Located in the rural farmland of southern Hillsborough County, this cemetery has an interesting connection to a famous and mysterious prison escape.
Sitting in the small community of Lithia in southeastern Hillsborough County, the Fellowship Primitive Baptist Church and Cemetery is an interesting one to visit. It’s a small and fairly well-kept cemetery that, along with the church, appears to have been founded just prior to 1900. As can be seen in the photos, there’s a collection of interesting grave markers in the cemetery and it’s easily found on County Road 674.
However, apart from the typical cemetery trappings, the cemetery has an unusual connection to possibly the most famous prison escape in American history. On June 11, 1962, three men attempted to escape from Alcatraz Federal Penitentiary in San Francisco Bay. As big a news story as it was at the time, the 1979 movie helped make the story infamous. The movie Escape From Alcatraz, starred Clint Eastwood as one of the escapees, Frank Morris.
Official reports state that the inmates escaped from one of the most notorious prisons in the country and were never seen again. The Federal Bureau of Investigation (FBI) determined that the escapees had drowned in the frigid water of the bay as they left the island in a homemade inflatable raft built out of raincoats. On the other hand, the United States Marshals Service has kept the case open and will continue to do so until the escapees are apprehended or reach the age of 100. The Marshalls have followed up on numerous leads for over 50 years, but the three have never officially surfaced.
Two of the escapees were John and Clarence Anglin. Best known to history as the Anglin brothers, John William (born in 1930) and Clarence (born in 1931) came from a family of thirteen children, originally from Donalsonville, Georgia. Their parents, George Robert Anglin and Rachael Van Miller Anglin, were farm workers. In the early 1940s, the family moved to Ruskin, near Tampa, to find steadier work.

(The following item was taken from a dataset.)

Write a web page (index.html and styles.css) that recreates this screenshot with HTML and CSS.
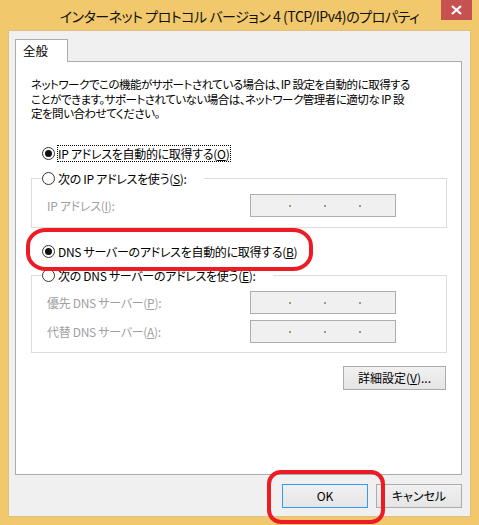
FILE: index.html
```html
<!DOCTYPE html>
<html lang="ja">
<head>
<meta charset="utf-8">
<link rel="stylesheet" href="styles.css">
</head>
<body>
<div class="window">
  <div class="titlebar">
    <span class="title">インターネット プロトコル バージョン 4 (TCP/IPv4)のプロパティ</span>
    <div class="close"><svg width="11" height="10" viewBox="0 0 11 10"><path d="M1 1 L10 9 M10 1 L1 9" stroke="#fff" stroke-width="2.2" fill="none"/></svg></div>
  </div>
  <div class="client">
    <div class="tabs"><div class="tab">全般</div></div>
    <div class="panel">
      <p class="desc">ネットワークでこの機能がサポートされている場合は、IP 設定を自動的に取得する<br>ことができます。サポートされていない場合は、ネットワーク管理者に適切な IP 設<br>定を問い合わせてください。</p>
      <div class="radio-row first">
        <span class="radio checked"></span>
        <span class="rlabel focus">IP アドレスを自動的に取得する(<u>O</u>)</span>
      </div>
      <div class="group g1">
        <div class="legend">
          <span class="radio"></span>
          <span class="rlabel">次の IP アドレスを使う(<u>S</u>):</span>
        </div>
        <div class="field-row">
          <span class="flabel">IP アドレス(<u>I</u>):</span>
          <div class="ipbox"><i></i><i></i><i></i></div>
        </div>
      </div>
      <div class="radio-row dns">
        <span class="radio checked"></span>
        <span class="rlabel">DNS サーバーのアドレスを自動的に取得する(<u>B</u>)</span>
      </div>
      <div class="group g2">
        <div class="legend">
          <span class="radio"></span>
          <span class="rlabel">次の DNS サーバーのアドレスを使う(<u>E</u>):</span>
        </div>
        <div class="field-row">
          <span class="flabel">優先 DNS サーバー(<u>P</u>):</span>
          <div class="ipbox"><i></i><i></i><i></i></div>
        </div>
        <div class="field-row second">
          <span class="flabel">代替 DNS サーバー(<u>A</u>):</span>
          <div class="ipbox"><i></i><i></i><i></i></div>
        </div>
      </div>
      <div class="adv-row"><button class="btn adv">詳細設定(<u>V</u>)...</button></div>
    </div>
    <div class="buttons">
      <button class="btn ok">OK</button>
      <button class="btn cancel">キャンセル</button>
    </div>
  </div>
  <div class="mark mark-dns"></div>
  <div class="mark mark-ok"></div>
</div>
</body>
</html>
```
FILE: styles.css
```css
* { box-sizing: border-box; }
html, body { margin: 0; padding: 0; }
body {
  width: 479px;
  height: 525px;
  overflow: hidden;
  font-family: "Noto Sans CJK JP", "Noto Sans", sans-serif;
  font-size: 12px;
  font-feature-settings: "palt";
  color: #000;
}
.window {
  position: relative;
  width: 479px;
  height: 525px;
  background: #f1c86b;
  padding: 0 8px 8px 8px;
  display: flex;
  flex-direction: column;
}
.titlebar {
  height: 30px;
  display: flex;
  align-items: center;
  justify-content: center;
  position: relative;
}
.title {
  font-size: 14px;
  letter-spacing: -0.45px;
  color: #111;
  margin-left: 0;
  margin-top: 2px;
  line-height: 20px;
  white-space: nowrap;
}
.close {
  position: absolute;
  top: 0;
  right: -1px;
  width: 31px;
  height: 20px;
  background: #c75050;
  display: flex;
  align-items: center;
  justify-content: center;
}
.client {
  flex: 1;
  background: #f0f0f0;
  border: 1px solid #dcc084;
  padding: 8px 8px 0 6px;
  display: flex;
  flex-direction: column;
}
.tabs {
  display: flex;
  height: 22px;
  position: relative;
  z-index: 1;
}
.tab {
  width: 53px;
  height: 23px;
  background: #fff;
  border: 1px solid #acacac;
  border-bottom: none;
  padding: 3px 0 0 7px;
  line-height: 16px;
  font-size: 12.5px;
}
.panel {
  height: 414px;
  background: #fff;
  border: 1px solid #acacac;
  padding: 0 14px 0 15px;
  display: flex;
  flex-direction: column;
}
.desc {
  margin: 15px 0 0 0;
  font-size: 11.5px;
  letter-spacing: -0.5px;
  line-height: 14.5px;
  white-space: nowrap;
}
.radio-row {
  display: flex;
  align-items: center;
  height: 17px;
  padding-left: 11px;
}
.radio-row.first { margin-top: 24px; }
.radio-row.dns { margin-top: 15px; }
.radio {
  width: 13px;
  height: 13px;
  border-radius: 50%;
  border: 1px solid #333;
  background: #fff;
  display: flex;
  align-items: center;
  justify-content: center;
  flex: none;
}
.radio.checked::after {
  content: "";
  width: 7px;
  height: 7px;
  border-radius: 50%;
  background: #111;
}
.rlabel {
  margin-left: 2px;
  line-height: 15px;
  padding: 0 1px 0 0;
  letter-spacing: -0.3px;
  border: 1px solid transparent;
  white-space: nowrap;
}
.rlabel.focus { border: 1px dotted #000; }
.group {
  border: 1px solid #dcdcdc;
  display: flex;
  flex-direction: column;
}
.g1 { margin-top: 16px; padding-bottom: 10px; }
.g2 { margin-top: 15px; padding-bottom: 9px; }
.legend {
  display: flex;
  align-items: center;
  width: fit-content;
  height: 17px;
  margin: -9px 0 0 10px;
  padding-right: 15px;
  background: #fff;
}
.g1 .field-row { margin-top: 7px; }
.g2 .field-row { margin-top: 7px; }
.g2 .field-row.second { margin-top: 6px; }
.field-row {
  display: flex;
  align-items: center;
  padding-left: 15px;
}
.flabel {
  width: 203px;
  color: #a0a0a0;
  letter-spacing: -0.3px;
  white-space: nowrap;
}
.flabel u { text-decoration-color: #a0a0a0; }
.ipbox {
  width: 146px;
  height: 23px;
  border: 1px solid #adadad;
  background: #f0f0f0;
  display: flex;
  align-items: center;
  padding: 2px 0 0 38px;
  gap: 33px;
}
.ipbox i {
  width: 2px;
  height: 2px;
  background: #a8957a;
}
.adv-row {
  display: flex;
  justify-content: flex-end;
  margin-top: 13px;
  padding-right: 1px;
}
.btn {
  font-family: inherit;
  font-size: 12px;
  font-feature-settings: "palt";
  color: #000;
  height: 24px;
  border: 1px solid #acacac;
  background: linear-gradient(#f0f0f0, #e5e5e5);
  padding: 0;
  line-height: 20px;
}
.adv { width: 103px; }
.buttons {
  display: flex;
  justify-content: flex-end;
  gap: 8px;
  margin-top: 9px;
  padding-right: 0;
}
.ok { width: 86px; border-color: #3399ff; }
.cancel { width: 86px; }
.mark {
  position: absolute;
  border: 4px solid #ed1c24;
  pointer-events: none;
}
.mark-dns {
  left: 26px;
  top: 228px;
  width: 287px;
  height: 43px;
  border-radius: 20px / 18px;
}
.mark-ok {
  left: 267px;
  top: 470px;
  width: 118px;
  height: 54px;
  border-radius: 14px;
}
```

Ruskin is also only 15 miles (24 km) from the Fellowship Primitive Baptist Cemetery.
Both brothers would work as farmers and laborers in the Ruskin area. They reportedly began robbing banks together in the early 1950s, normally breaking in after business hours to avoid encountering employees or customers that could become complications.
Records show that John and Clarence, along with older brother Alfred, robbed the Columbia Savings Bank in Columbia, Alabama in 1958. The trio of brothers came away with $19,000 but Federal authorities captured them five days later in Hamilton, Ohio. During the trial, the brothers argued that the guns they used were toys. Regardless, they were convicted of both state and federal charges and sentenced to at least 25 years.
They began serving their time in the US Penitentiary, Atlanta, Georgia but John and Clarence were later transferred to the US Penitentiary, Leavenworth, Kansas after failed escape attempts. The two were considered problems at Leavenworth as well and eventually they were transferred to the US Penitentiary, Alcatraz. John arrived in 1960 as inmate AZ1476, while Clarence was transferred in 1961 as inmate AZ1485.
The outcome of the Anglin brother’s escape attempt is a significant mystery until this day. Their bodies weren’t found after the escape, nor have they appeared publicly to prove they survived. Rumors, including ones presented by some of their family members, have suggested they have been seen in California, Georgia, Florida and even Brazil.
Given the more than 50 years since their escape, rumors also tell of their eventual deaths. That may be where the Fellowship Primitive Baptist Cemetery comes in to play. There are at least eleven members of the Anglin family buried in the cemetery, including John and Clarence’s father, mother and brother Alfred. Is it possible there’s one or two unmarked graves in the cemetery? There has been speculation and rumors of secret burials.
The escape of the Anglin brothers and Frank Morris was the straw that broke the camel’s back for Alcatraz. The prison was far and away the most expensive to run in the federal prison system and it needed millions of dollars for repairs. Less than a year after the famous escape, the prison was permanently shut down. By the way, Frank Morris has never officially appeared since 1962, either.
As of 2020, the Anglin brothers continue to be considered missing by many people. Maybe on the 100th anniversary of Clarence’s death, the younger generation of Anglin’s will be able to share further information.
Anglin family members offically buried in the cemetery:
Alfred R. Anglin (1928-1964), Andrew Anglin (1889-1977), Billie M. Anglin (1935-2017), Carson C. Anglin (1934-2013), Fannie M. Anglin (d. 1985, age 82), G. Robert Anglin (b. 1896), June E. Anglin (1924-2000), Patsy Janett Anglin Cox (1939-2010), Rachel V. Anglin (1901-1973), Robert Anglin, Jr. (1926-2010) and Rufus T. Anglin (1920-2006).